To give the galleries something to work with, I have added or updated a lot of images from manuscripts. There are almost 1800 images available now in the Beast, Manuscript and Encyclopedia gallery pages. Many of the existing images have been updated with higher resolution versions; the new images are all high resolution. In some cases zooming an image will make it slightly fuzzier, but even so it is usually easier to see what is going on with those crazy beasts.

I have also added a lot of manuscripts. Some have little information; I’d swear those libraries and museums don’t want us looking at their manuscripts. As usual, I have entered all the information I could find, and I will add more as I dig it out of the murk that is the average library manuscript catalog. Several of the added manuscript entries are linked to full or partial online facsimiles, and to additional descriptions.
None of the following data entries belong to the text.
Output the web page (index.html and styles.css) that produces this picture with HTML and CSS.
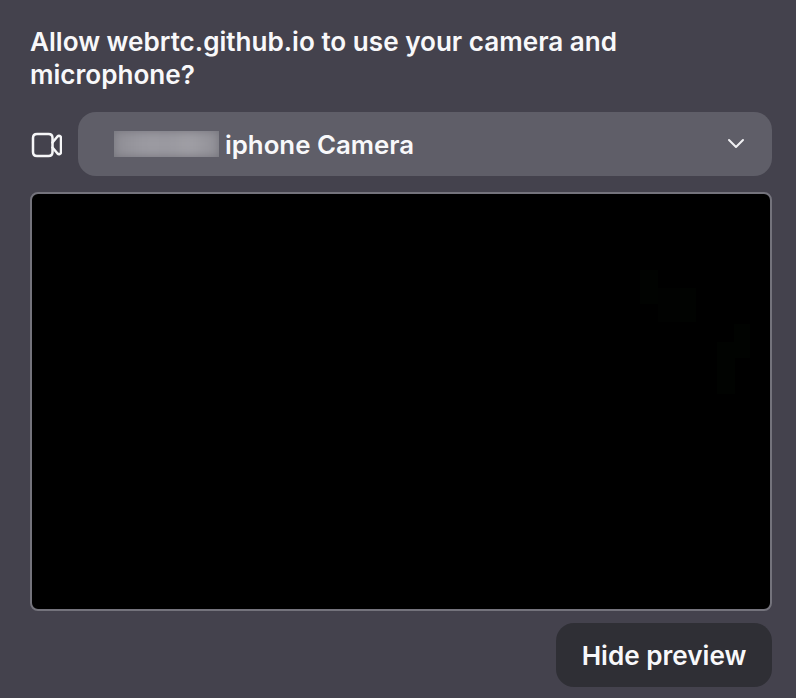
FILE: index.html
```html
<!DOCTYPE html>
<html lang="en">
<head>
<meta charset="utf-8">
<title>Camera permission</title>
<link rel="stylesheet" href="styles.css">
</head>
<body>
<main class="dialog">
  <h1 class="title">Allow webrtc.github.io to use your camera and microphone?</h1>
  <div class="device-row">
    <svg class="camera-icon" width="32" height="26" viewBox="0 0 32 26" fill="none" stroke="#f6f6f8" stroke-width="2.5" stroke-linejoin="round" stroke-linecap="round" aria-hidden="true">
      <path d="M7 2H18.500C21 2 22.500 3.500 22.500 6V20C22.500 22.500 21 24 18.500 24H7C4.500 24 3 22.500 3 20V6C3 3.500 4.500 2 7 2Z"/>
      <path d="M22.500 10.500L27.500 4.500C28.800 3.200 31 3.900 31 5.800V20.200C31 22.100 28.800 22.800 27.500 21.500L22.500 15.500"/>
    </svg>
    <div class="select">
      <span class="redacted"><span class="redacted-blur"></span></span>
      <span class="select-label">iphone Camera</span>
      <svg class="chevron" width="18" height="12" viewBox="0 0 18 12" fill="none" stroke="#f0f0f3" stroke-width="2" stroke-linecap="round" stroke-linejoin="round" aria-hidden="true">
        <path d="M2 2L9 9L16 2"/>
      </svg>
    </div>
  </div>
  <div class="preview"></div>
  <div class="actions">
    <button class="hide-button" type="button">Hide preview</button>
  </div>
</main>
</body>
</html>
```
FILE: styles.css
```css
html, body {
  margin: 0;
  height: 100%;
}

body {
  background: #44424d;
  color: #f8f8fa;
  font-family: Inter, "Liberation Sans", sans-serif;
  overflow: hidden;
}

.dialog {
  display: flex;
  flex-direction: column;
  padding: 25px 24px 0 30px;
}

.title {
  margin: 0;
  font-size: 26.1px;
  font-weight: 600;
  line-height: 33px;
}

.device-row {
  display: flex;
  align-items: center;
  gap: 16px;
  margin-top: 21px;
}

.camera-icon {
  flex: none;
  margin-top: 1px;
}

.select {
  flex: 1;
  display: flex;
  align-items: center;
  height: 64px;
  padding: 0 27px 0 36px;
  background: #5f5e68;
  border-radius: 18px;
}

.redacted {
  flex: none;
  width: 105px;
  height: 26px;
  overflow: hidden;
  background: #75747c;
}

.redacted-blur {
  display: block;
  width: 100%;
  height: 100%;
  background: linear-gradient(90deg, #8f8e95 0%, #9b9aa1 30%, #9a99a0 55%, #a09fa5 72%, #908f96 100%);
  filter: blur(5px);
}

.select-label {
  flex: 1;
  margin-left: 6px;
  font-size: 25.8px;
  font-weight: 600;
  line-height: 33px;
}

.chevron {
  flex: none;
}

.preview {
  box-sizing: border-box;
  height: 419px;
  margin-top: 16px;
  border: 2px solid #74737c;
  border-radius: 8px;
  background-color: #000;
  background-image:
    linear-gradient(#010301, #010301),
    linear-gradient(#010301, #010301),
    linear-gradient(#010301, #010301),
    linear-gradient(#010201, #010201),
    linear-gradient(#010301, #010301);
  background-size: 18px 34px, 16px 34px, 16px 34px, 24px 34px, 18px 52px;
  background-position: 608px 76px, 648px 94px, 702px 130px, 626px 94px, 685px 148px;
  background-repeat: no-repeat;
}

.actions {
  display: flex;
  justify-content: flex-end;
  margin-top: 12px;
}

.hide-button {
  width: 216px;
  height: 64px;
  padding: 0;
  border: 0;
  border-radius: 18px;
  background: #2f2f35;
  color: #f8f8fa;
  font-family: inherit;
  font-size: 26.1px;
  font-weight: 600;
}
```
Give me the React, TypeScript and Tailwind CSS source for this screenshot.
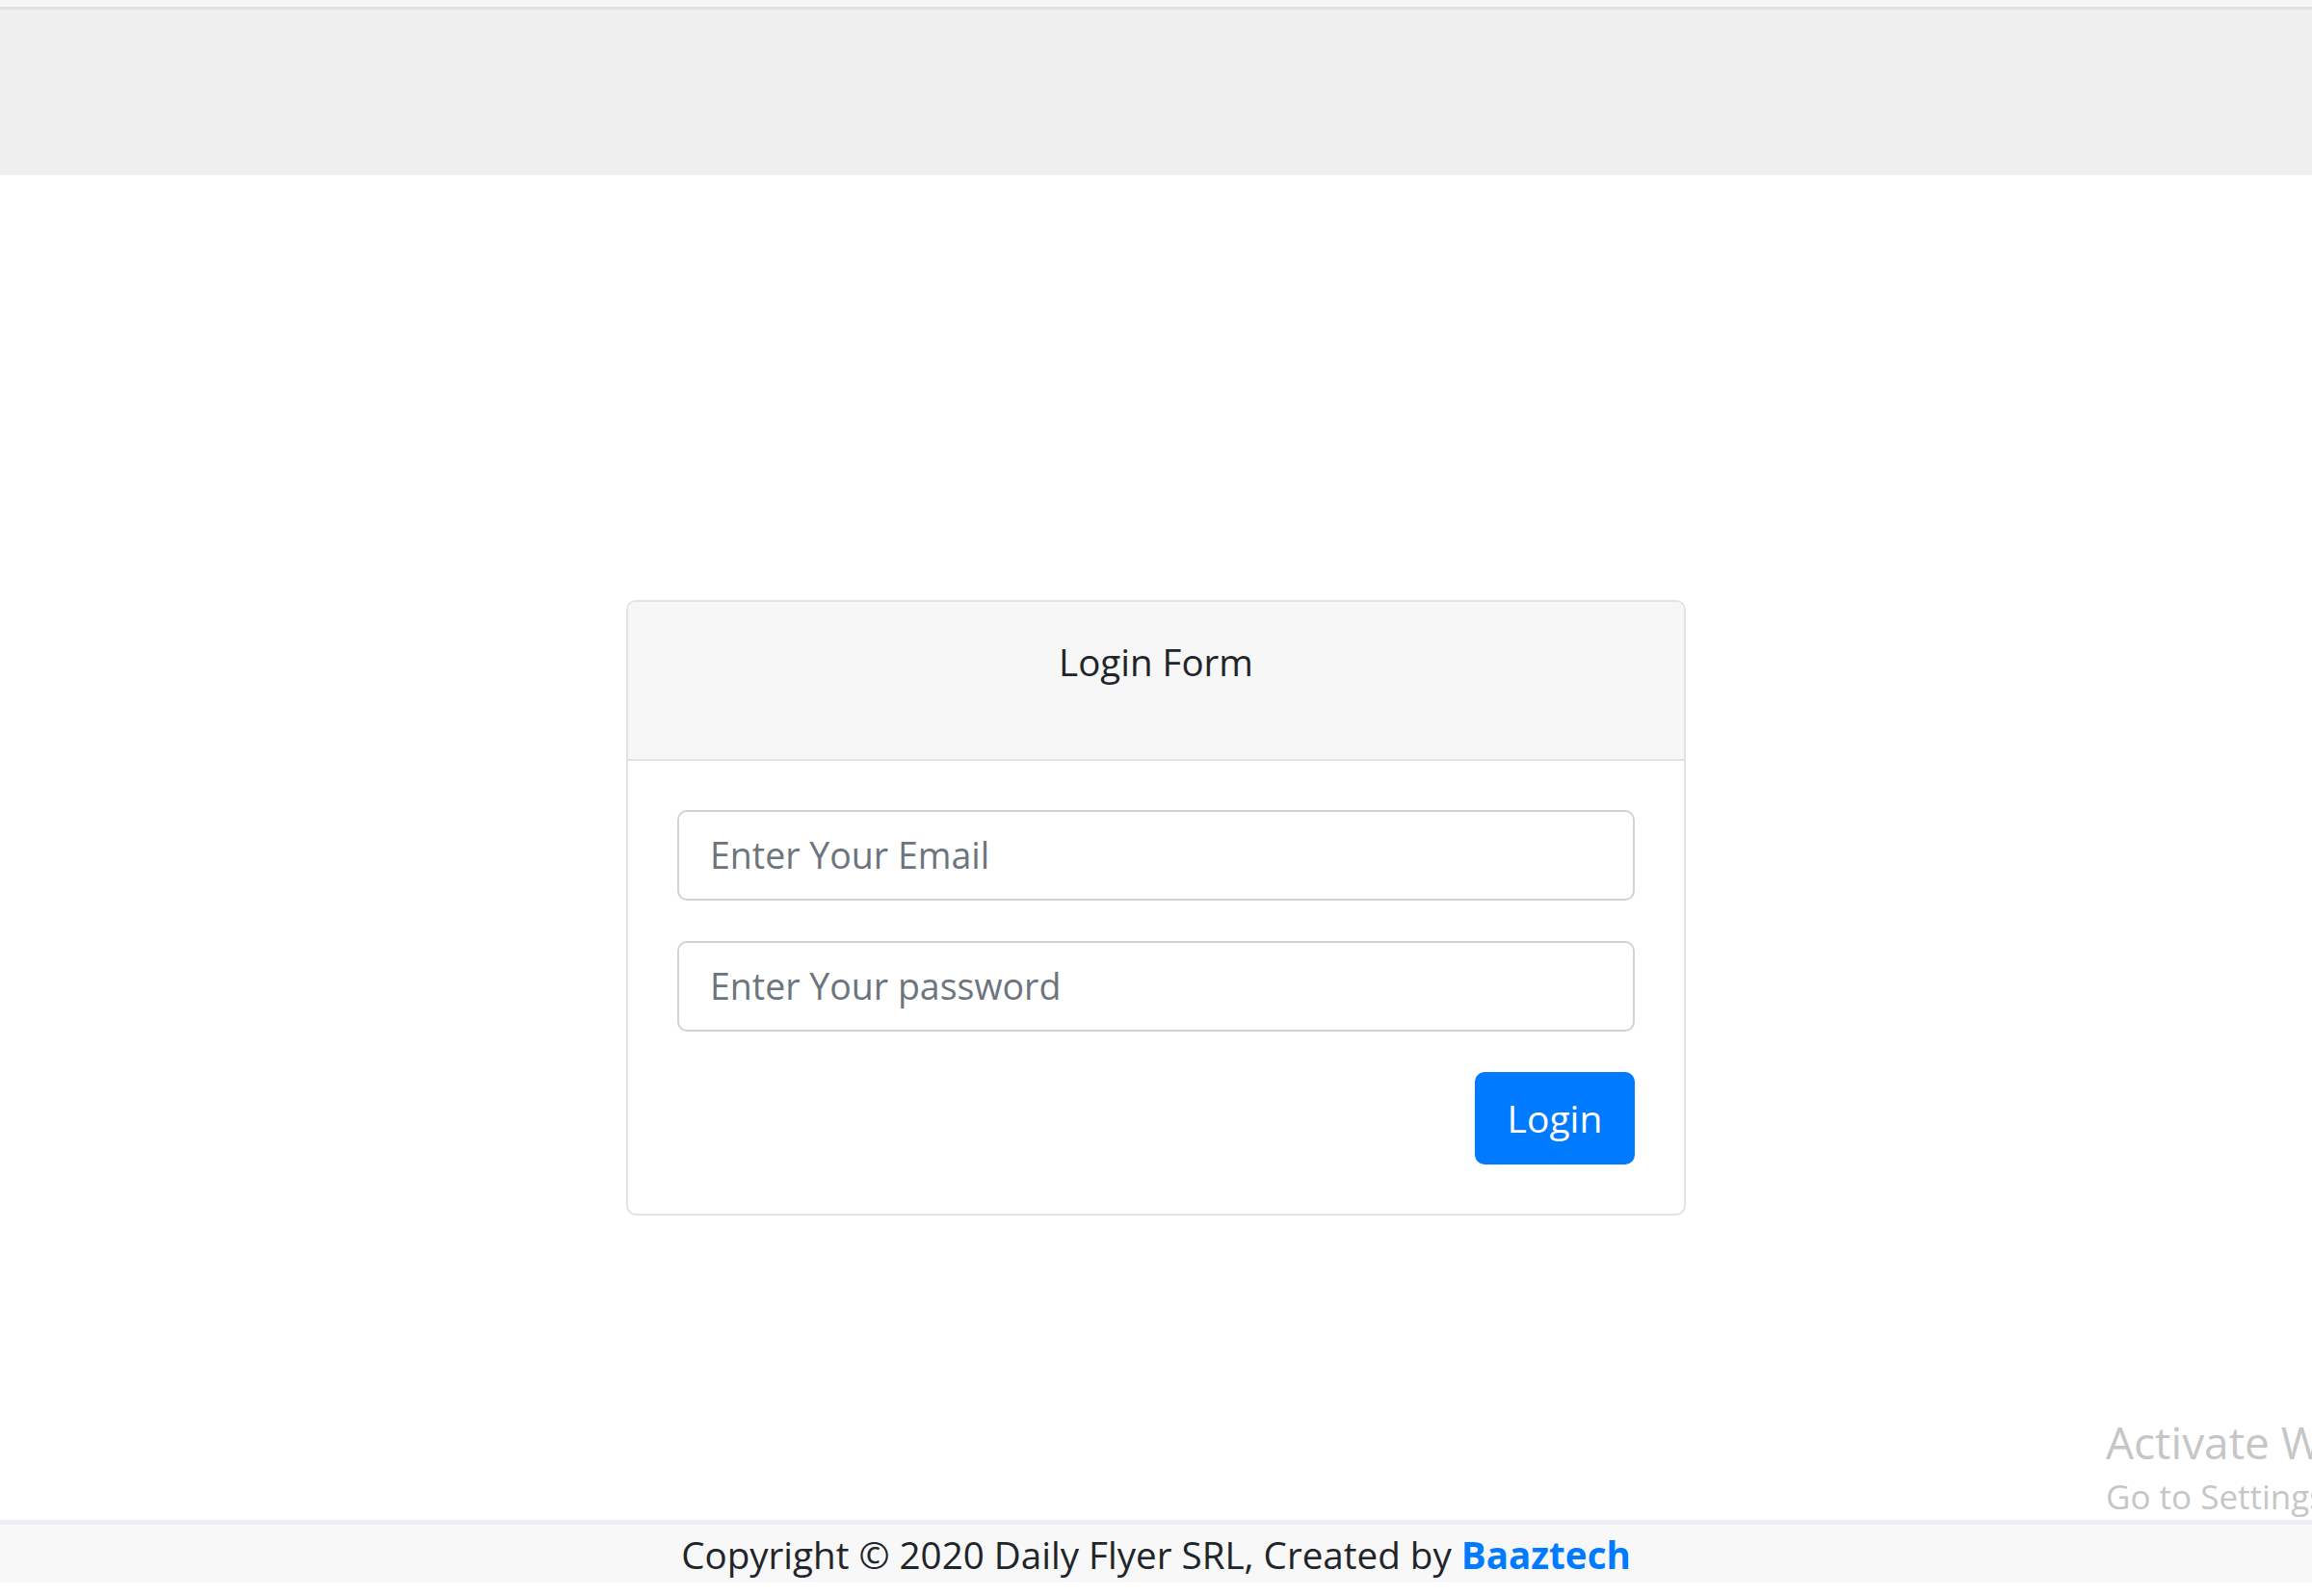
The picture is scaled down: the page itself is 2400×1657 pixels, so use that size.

Several of the existing beast entries have new information, and there are a few new beasts, mostly pillaged from encyclopedia manuscripts where the odd is the norm. There is also a new section in the beast pages, “Reality” where I attempt to explain where the idea of the beasts came from, what we know of them today, and provide “interesting” trivia about the beast and the modern world. Only a few of the beast entries have a Reality section, but I will be adding more.

I have made updates to the Bibliography and the Encyclopedia, fixed many spelling mistakes, fixed a few broken links, and, as usual, squashed those bugs and improved that performance.

The Medieval Bestiary site now has a security certificate (that’s SSL for the nerdy readers). That means your browser won’t be warning you about how unsafe the site might be (it’s not) or putting rude icons in the address bar when you access the site with https://bestiary.ca the way Google intended (note the HTTPS instead of HTTP). With some browsers (Firefox, for example) there is also a setting that will force your browser to use an HTTPS URL if there is one (there is) and only use the “insecure” HTTP URL if it has to.

I leave you with a fish from Jacob van Maerlant’s encyclopedia Der Naturen Bloeme found in the manuscript Koninklijke Bibliotheek, KB, KA 16, folio 111r. I don’t know what it is, but it is one of the many peculiar “fish” that came from the idea that every land animal should have an equivalent sea animal.

Now that’s not something I would want to find on the end of my fishing line!